The exercise
Copy every line of the data in which the word "components" occurs.

===== Data extract

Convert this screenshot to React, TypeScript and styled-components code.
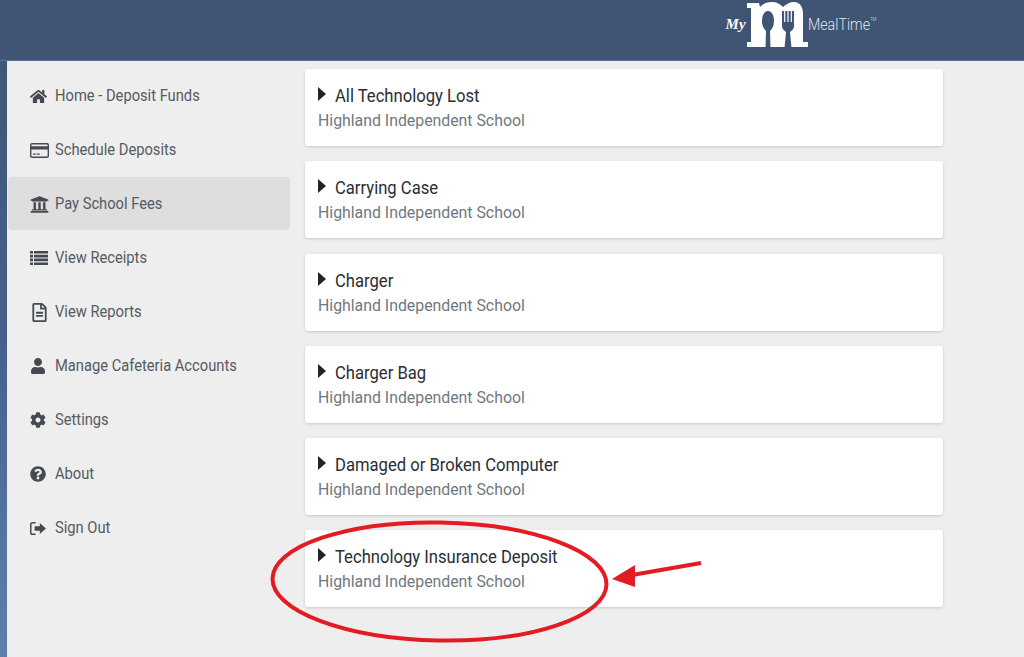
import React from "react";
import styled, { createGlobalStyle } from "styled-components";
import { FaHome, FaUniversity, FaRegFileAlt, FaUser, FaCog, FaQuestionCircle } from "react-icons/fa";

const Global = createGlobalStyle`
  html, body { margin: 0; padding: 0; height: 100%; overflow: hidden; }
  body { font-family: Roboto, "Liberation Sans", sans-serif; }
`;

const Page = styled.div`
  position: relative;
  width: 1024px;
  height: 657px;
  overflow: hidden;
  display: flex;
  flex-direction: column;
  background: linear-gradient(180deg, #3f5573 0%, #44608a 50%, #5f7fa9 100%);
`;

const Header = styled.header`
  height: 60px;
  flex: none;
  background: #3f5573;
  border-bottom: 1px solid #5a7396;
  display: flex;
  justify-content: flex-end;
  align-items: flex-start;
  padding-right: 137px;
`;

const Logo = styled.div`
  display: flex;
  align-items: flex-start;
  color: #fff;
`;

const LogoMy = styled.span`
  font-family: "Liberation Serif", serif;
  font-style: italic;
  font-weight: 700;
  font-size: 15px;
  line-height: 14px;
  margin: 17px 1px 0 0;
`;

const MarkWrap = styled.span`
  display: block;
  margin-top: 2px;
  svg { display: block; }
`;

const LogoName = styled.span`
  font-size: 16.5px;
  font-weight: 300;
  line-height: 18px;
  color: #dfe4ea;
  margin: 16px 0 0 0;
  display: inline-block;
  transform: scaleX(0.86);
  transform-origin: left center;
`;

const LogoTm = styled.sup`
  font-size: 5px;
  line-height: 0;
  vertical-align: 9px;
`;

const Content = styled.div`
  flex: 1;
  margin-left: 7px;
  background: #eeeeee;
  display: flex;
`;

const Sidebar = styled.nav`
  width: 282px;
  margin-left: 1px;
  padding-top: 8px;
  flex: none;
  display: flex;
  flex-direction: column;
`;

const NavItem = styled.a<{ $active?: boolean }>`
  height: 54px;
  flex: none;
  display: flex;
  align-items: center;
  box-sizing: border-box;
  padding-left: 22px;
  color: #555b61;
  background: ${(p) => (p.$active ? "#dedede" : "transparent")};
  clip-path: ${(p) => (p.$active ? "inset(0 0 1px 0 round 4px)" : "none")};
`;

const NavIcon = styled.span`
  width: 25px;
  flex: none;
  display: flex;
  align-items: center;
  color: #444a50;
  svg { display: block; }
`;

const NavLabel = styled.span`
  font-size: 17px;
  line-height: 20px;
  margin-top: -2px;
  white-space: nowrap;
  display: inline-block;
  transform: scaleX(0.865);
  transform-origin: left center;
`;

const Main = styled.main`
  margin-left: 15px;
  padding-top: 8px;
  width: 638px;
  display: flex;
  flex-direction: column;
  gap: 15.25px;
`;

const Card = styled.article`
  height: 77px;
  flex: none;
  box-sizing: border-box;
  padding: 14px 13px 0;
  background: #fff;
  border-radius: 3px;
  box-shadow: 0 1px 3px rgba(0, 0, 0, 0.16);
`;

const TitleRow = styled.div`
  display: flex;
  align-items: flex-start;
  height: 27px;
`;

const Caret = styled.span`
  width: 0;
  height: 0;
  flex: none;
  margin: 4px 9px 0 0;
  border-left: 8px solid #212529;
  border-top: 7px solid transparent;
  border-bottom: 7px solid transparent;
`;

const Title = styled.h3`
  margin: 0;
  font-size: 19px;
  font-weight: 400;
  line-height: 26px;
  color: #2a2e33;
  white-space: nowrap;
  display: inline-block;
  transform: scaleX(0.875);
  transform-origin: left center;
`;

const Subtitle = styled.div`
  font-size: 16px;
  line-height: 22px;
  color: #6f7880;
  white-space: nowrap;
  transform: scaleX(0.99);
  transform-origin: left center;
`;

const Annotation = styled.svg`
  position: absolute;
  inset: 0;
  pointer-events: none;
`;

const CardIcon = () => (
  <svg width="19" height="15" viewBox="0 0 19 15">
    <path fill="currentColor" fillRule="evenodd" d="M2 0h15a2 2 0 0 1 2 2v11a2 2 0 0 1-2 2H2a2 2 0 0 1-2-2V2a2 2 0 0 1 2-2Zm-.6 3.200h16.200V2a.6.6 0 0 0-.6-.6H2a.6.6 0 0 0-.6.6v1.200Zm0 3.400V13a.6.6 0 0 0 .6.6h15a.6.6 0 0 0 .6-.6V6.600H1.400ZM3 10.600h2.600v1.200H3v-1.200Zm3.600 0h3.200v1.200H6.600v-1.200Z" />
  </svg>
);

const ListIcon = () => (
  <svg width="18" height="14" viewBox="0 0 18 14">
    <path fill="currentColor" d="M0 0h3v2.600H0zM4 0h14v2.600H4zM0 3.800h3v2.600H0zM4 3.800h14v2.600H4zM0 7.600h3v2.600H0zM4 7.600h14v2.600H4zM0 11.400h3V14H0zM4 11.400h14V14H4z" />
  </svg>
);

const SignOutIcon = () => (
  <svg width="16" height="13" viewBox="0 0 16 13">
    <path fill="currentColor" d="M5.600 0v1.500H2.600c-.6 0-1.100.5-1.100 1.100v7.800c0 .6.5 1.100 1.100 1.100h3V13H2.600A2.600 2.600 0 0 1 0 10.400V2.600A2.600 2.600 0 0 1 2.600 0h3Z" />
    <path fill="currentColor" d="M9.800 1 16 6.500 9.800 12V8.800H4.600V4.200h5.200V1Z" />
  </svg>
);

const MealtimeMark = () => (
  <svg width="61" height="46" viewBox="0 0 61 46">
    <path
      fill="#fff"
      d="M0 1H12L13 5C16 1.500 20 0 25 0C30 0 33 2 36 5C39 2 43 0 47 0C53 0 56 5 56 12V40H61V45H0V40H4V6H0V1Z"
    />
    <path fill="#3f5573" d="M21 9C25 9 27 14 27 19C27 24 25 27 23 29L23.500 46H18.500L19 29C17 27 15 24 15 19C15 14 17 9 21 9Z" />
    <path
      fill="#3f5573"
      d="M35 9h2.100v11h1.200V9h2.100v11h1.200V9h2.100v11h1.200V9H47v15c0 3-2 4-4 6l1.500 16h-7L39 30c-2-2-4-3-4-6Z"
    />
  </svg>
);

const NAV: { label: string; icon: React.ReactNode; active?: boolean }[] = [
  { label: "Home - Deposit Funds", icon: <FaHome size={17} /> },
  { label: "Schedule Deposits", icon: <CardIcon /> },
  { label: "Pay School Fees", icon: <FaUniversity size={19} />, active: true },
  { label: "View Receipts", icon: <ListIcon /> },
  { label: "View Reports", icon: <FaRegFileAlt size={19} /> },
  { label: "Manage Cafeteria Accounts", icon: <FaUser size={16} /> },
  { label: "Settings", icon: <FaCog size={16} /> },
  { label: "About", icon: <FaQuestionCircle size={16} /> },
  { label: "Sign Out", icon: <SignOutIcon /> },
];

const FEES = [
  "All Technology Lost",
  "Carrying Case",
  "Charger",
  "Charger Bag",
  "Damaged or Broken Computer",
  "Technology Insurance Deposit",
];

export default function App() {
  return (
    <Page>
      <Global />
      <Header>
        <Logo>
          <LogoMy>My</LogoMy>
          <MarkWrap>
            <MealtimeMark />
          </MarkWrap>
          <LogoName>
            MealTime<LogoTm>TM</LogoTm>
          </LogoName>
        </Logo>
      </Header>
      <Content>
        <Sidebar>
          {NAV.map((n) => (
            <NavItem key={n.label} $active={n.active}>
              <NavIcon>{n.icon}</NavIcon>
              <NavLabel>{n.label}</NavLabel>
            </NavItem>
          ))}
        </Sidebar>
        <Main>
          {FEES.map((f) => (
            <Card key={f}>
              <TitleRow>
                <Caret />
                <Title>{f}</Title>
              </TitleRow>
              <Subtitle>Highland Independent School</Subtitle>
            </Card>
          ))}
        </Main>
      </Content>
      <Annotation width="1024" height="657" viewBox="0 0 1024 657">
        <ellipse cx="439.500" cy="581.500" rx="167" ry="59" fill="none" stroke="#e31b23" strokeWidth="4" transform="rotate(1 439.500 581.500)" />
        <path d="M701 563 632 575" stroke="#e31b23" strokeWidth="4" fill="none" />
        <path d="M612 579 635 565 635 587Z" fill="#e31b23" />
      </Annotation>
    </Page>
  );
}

==========

Task answer
Convert this screenshot to React, TypeScript and styled-components code.
import styled, { createGlobalStyle } from "styled-components";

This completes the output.